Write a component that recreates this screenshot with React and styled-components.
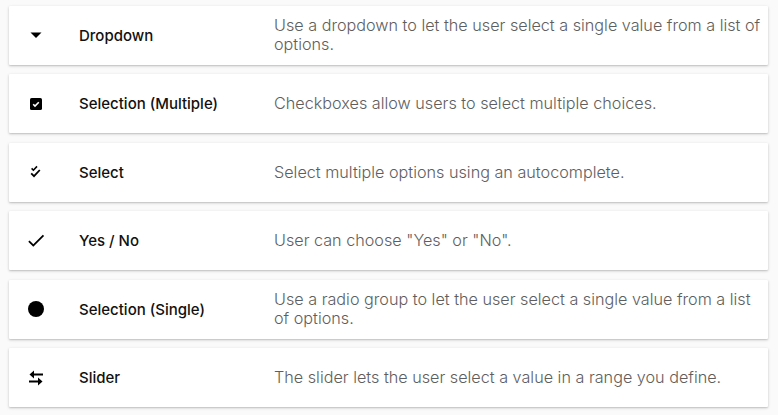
import React from "react";
import styled, { createGlobalStyle } from "styled-components";

const Global = createGlobalStyle`
  html, body { margin: 0; padding: 0; background: #fafafa; }
  body { font-family: Inter, "Noto Sans", sans-serif; }
`;

const List = styled.div`
  display: flex;
  flex-direction: column;
  gap: 9.5px;
  padding: 5.5px 10px 8px 9px;
`;

const Card = styled.div`
  display: grid;
  grid-template-columns: 70px 195px 1fr;
  align-items: center;
  height: 59px;
  box-sizing: border-box;
  background: #fff;
  box-shadow: 0 1px 3px rgba(0, 0, 0, 0.22), 0 1px 1px rgba(0, 0, 0, 0.06);
  border-radius: 1px;
  padding-right: 4px;
`;

const IconCell = styled.div`
  display: flex;
  align-items: center;
  justify-content: center;
  width: 54px;
  color: #000;
`;

const Label = styled.div`
  font-size: 15px;
  font-weight: 500;
  color: #111;
`;

const Desc = styled.div`
  font-size: 16.2px;
  font-weight: 300;
  line-height: 19px;
  color: #5e5e5e;
`;

const Svg = ({ children, size = 24 }) => (
  <svg width={size} height={size} viewBox="0 0 24 24" fill="currentColor">
    {children}
  </svg>
);

const icons = {
  dropdown: (
    <Svg>
      <path d="M6.5 9.5l5.5 5.5 5.5-5.5z" />
    </Svg>
  ),
  checkbox: (
    <Svg>
      <rect x="6" y="6" width="12" height="12" rx="1.6" />
      <path d="M9.2 12.2l1.8 1.8 3.8-3.8" fill="none" stroke="#fff" strokeWidth="1.6" />
    </Svg>
  ),
  multi: (
    <Svg>
      <path d="M7.6 8.4l1.8 1.8 3.6-3.8" fill="none" stroke="currentColor" strokeWidth="1.6" />
      <path d="M7.2 13.4l2.8 2.8 5.8-6.2" fill="none" stroke="currentColor" strokeWidth="1.8" />
    </Svg>
  ),
  check: (
    <Svg>
      <path d="M9 16.17L4.83 12l-1.42 1.41L9 19 21 7l-1.41-1.41z" transform="translate(1.2 0.6) scale(0.9)" />
    </Svg>
  ),
  radio: (
    <Svg>
      <circle cx="12" cy="12" r="8" />
    </Svg>
  ),
  swap: (
    <Svg>
      <path d="M10 4.5L5.5 8.5l4.5 4v-3h9V7.5h-9z" />
      <path d="M14 11.5l4.5 4-4.5 4v-3H5v-2h9z" />
    </Svg>
  ),
};

const rows = [
  { icon: "dropdown", label: "Dropdown", desc: "Use a dropdown to let the user select a single value from a list of options." },
  { icon: "checkbox", label: "Selection (Multiple)", desc: "Checkboxes allow users to select multiple choices." },
  { icon: "multi", label: "Select", desc: "Select multiple options using an autocomplete." },
  { icon: "check", label: "Yes / No", desc: 'User can choose "Yes" or "No".' },
  { icon: "radio", label: "Selection (Single)", desc: "Use a radio group to let the user select a single value from a list of options." },
  { icon: "swap", label: "Slider", desc: "The slider lets the user select a value in a range you define." },
];

export default function App() {
  return (
    <>
      <Global />
      <List>
        {rows.map((r) => (
          <Card key={r.label}>
            <IconCell>{icons[r.icon]}</IconCell>
            <Label>{r.label}</Label>
            <Desc>{r.desc}</Desc>
          </Card>
        ))}
      </List>
    </>
  );
}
■ ■ ■ ■
**Exercise description**:
Report all lines of the data above that include the string "React".

**Response**:
Write a component that recreates this screenshot with React and styled-components.
import React from "react";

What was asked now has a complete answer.